▼▼▼
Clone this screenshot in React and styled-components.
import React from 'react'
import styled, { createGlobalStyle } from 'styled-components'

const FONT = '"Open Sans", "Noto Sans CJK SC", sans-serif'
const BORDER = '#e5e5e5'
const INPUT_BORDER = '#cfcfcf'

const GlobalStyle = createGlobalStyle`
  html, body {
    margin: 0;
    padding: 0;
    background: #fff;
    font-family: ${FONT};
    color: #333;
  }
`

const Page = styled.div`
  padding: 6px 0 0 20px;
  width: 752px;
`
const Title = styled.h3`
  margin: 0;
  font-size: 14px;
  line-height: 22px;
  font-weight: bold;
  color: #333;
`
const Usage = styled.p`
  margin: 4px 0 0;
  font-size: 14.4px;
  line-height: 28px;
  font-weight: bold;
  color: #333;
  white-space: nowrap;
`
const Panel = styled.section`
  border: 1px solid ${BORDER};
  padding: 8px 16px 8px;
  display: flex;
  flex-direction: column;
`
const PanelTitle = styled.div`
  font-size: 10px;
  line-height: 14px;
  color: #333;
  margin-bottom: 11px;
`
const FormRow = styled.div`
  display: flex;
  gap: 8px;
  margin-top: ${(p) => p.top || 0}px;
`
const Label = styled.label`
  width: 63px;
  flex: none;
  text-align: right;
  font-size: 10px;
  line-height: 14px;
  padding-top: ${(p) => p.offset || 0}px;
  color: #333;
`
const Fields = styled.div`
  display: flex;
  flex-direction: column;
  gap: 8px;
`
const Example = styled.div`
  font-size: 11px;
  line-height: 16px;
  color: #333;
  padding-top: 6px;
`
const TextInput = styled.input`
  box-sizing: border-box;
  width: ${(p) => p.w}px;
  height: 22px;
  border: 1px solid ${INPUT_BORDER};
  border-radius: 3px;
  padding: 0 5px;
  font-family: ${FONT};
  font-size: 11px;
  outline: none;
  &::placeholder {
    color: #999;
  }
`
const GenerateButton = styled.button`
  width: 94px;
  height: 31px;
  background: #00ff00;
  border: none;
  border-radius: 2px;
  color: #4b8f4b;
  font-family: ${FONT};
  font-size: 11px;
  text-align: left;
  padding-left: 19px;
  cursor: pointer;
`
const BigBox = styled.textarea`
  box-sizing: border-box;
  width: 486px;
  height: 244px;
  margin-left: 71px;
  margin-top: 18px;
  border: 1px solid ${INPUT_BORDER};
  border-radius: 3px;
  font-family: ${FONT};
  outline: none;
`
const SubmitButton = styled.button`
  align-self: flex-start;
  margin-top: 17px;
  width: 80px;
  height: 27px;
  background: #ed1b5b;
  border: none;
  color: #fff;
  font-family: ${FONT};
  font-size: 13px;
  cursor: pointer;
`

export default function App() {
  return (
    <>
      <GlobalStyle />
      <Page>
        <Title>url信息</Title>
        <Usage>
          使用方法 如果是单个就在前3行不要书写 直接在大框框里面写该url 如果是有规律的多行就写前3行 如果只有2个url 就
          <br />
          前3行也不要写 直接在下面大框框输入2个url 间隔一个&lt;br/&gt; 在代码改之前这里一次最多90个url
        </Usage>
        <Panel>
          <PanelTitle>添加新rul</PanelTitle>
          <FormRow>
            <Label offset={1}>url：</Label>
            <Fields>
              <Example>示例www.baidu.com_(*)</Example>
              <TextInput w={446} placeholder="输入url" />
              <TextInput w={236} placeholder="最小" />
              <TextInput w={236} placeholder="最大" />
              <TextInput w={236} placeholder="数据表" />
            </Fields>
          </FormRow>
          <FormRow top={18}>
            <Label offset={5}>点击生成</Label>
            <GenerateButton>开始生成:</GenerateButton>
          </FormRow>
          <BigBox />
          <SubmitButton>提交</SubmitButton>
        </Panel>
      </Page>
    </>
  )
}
▲▲▲
[WORK INSTRUCTIONS] Repeat the lines above exactly.

[ANSWER TO THIS TASK]
Clone this screenshot in React and styled-components.
import React from 'react'
import styled, { createGlobalStyle } from 'styled-components'

const FONT = '"Open Sans", "Noto Sans CJK SC", sans-serif'
const BORDER = '#e5e5e5'
const INPUT_BORDER = '#cfcfcf'

const GlobalStyle = createGlobalStyle`
  html, body {
    margin: 0;
    padding: 0;
    background: #fff;
    font-family: ${FONT};
    color: #333;
  }
`

const Page = styled.div`
  padding: 6px 0 0 20px;
  width: 752px;
`
const Title = styled.h3`
  margin: 0;
  font-size: 14px;
  line-height: 22px;
  font-weight: bold;
  color: #333;
`
const Usage = styled.p`
  margin: 4px 0 0;
  font-size: 14.4px;
  line-height: 28px;
  font-weight: bold;
  color: #333;
  white-space: nowrap;
`
const Panel = styled.section`
  border: 1px solid ${BORDER};
  padding: 8px 16px 8px;
  display: flex;
  flex-direction: column;
`
const PanelTitle = styled.div`
  font-size: 10px;
  line-height: 14px;
  color: #333;
  margin-bottom: 11px;
`
const FormRow = styled.div`
  display: flex;
  gap: 8px;
  margin-top: ${(p) => p.top || 0}px;
`
const Label = styled.label`
  width: 63px;
  flex: none;
  text-align: right;
  font-size: 10px;
  line-height: 14px;
  padding-top: ${(p) => p.offset || 0}px;
  color: #333;
`
const Fields = styled.div`
  display: flex;
  flex-direction: column;
  gap: 8px;
`
const Example = styled.div`
  font-size: 11px;
  line-height: 16px;
  color: #333;
  padding-top: 6px;
`
const TextInput = styled.input`
  box-sizing: border-box;
  width: ${(p) => p.w}px;
  height: 22px;
  border: 1px solid ${INPUT_BORDER};
  border-radius: 3px;
  padding: 0 5px;
  font-family: ${FONT};
  font-size: 11px;
  outline: none;
  &::placeholder {
    color: #999;
  }
`
const GenerateButton = styled.button`
  width: 94px;
  height: 31px;
  background: #00ff00;
  border: none;
  border-radius: 2px;
  color: #4b8f4b;
  font-family: ${FONT};
  font-size: 11px;
  text-align: left;
  padding-left: 19px;
  cursor: pointer;
`
const BigBox = styled.textarea`
  box-sizing: border-box;
  width: 486px;
  height: 244px;
  margin-left: 71px;
  margin-top: 18px;
  border: 1px solid ${INPUT_BORDER};
  border-radius: 3px;
  font-family: ${FONT};
  outline: none;
`
const SubmitButton = styled.button`
  align-self: flex-start;
  margin-top: 17px;
  width: 80px;
  height: 27px;
  background: #ed1b5b;
  border: none;
  color: #fff;
  font-family: ${FONT};
  font-size: 13px;
  cursor: pointer;
`

export default function App() {
  return (
    <>
      <GlobalStyle />
      <Page>
        <Title>url信息</Title>
        <Usage>
          使用方法 如果是单个就在前3行不要书写 直接在大框框里面写该url 如果是有规律的多行就写前3行 如果只有2个url 就
          <br />
          前3行也不要写 直接在下面大框框输入2个url 间隔一个&lt;br/&gt; 在代码改之前这里一次最多90个url
        </Usage>
        <Panel>
          <PanelTitle>添加新rul</PanelTitle>
          <FormRow>
            <Label offset={1}>url：</Label>
            <Fields>
              <Example>示例www.baidu.com_(*)</Example>
              <TextInput w={446} placeholder="输入url" />
              <TextInput w={236} placeholder="最小" />
              <TextInput w={236} placeholder="最大" />
              <TextInput w={236} placeholder="数据表" />
            </Fields>
          </FormRow>
          <FormRow top={18}>
            <Label offset={5}>点击生成</Label>
            <GenerateButton>开始生成:</GenerateButton>
          </FormRow>
          <BigBox />
          <SubmitButton>提交</SubmitButton>
        </Panel>
      </Page>
    </>
  )
}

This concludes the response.